Could it be, then, that much of the anti-Vista sentiment that has permeated the market is just a giant, collective overreaction? According to solution providers, the truth lies somewhere in between the hope and the hysteria.
Most customers are buying Vista with new systems, but they're not upgrading existing infrastructure, says Neil Pearlstein, president of PC Professional, an Oakland, Calif.-based Microsoft Gold Partner
Pearlstein describes the bad rap that Vista has received as "unfair but understandable." "Vista tackles some very big security problems that were prevalent with XP, but it does sacrifice some performance," he said. "There's a give and take, but as long as your PC is new enough, Vista runs fine."

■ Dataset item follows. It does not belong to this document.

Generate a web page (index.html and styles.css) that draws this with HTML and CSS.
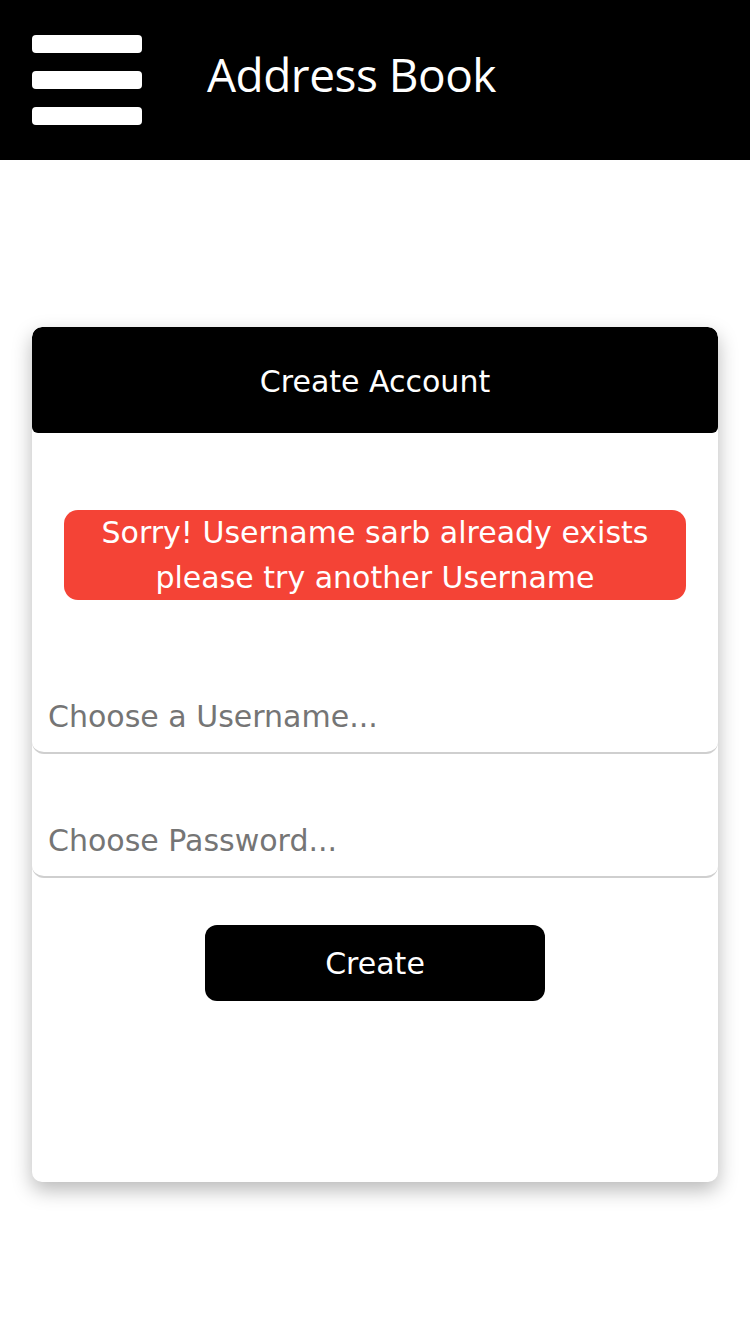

Many VARs say their business customers have been avoiding Vista like the plague, and are eager to exercise the downgrade rights Microsoft offers with Vista Business and Ultimate to roll Vista machines back to XP. OEMs, too, have quietly been discussing their plans for offering XP Professional to customers after the June 30 Microsoft sales deadline.
An XP extension would make life easier in the channel, but isn't absolutely necessary, says Joe Toste, vice president of marketing at Equus Computer Systems, a Minneapolis-based custom system builder.
"The transition [from XP to Vista] is coming, just like it did with Windows 2000 [to XP]. But fortunately, we're beginning to see our Vista business increasing in the channel," Toste said.
Travis Fisher, executive vice president at Inacom Information Systems, a Salisbury, Md.-based solution provider, says it has taken a long time for many users to mentally ready themselves to make the switch to Vista.
"If XP does the job, is still improved and supported, and keeps the user more productive, why consciously force Vista onto them?" Fisher said.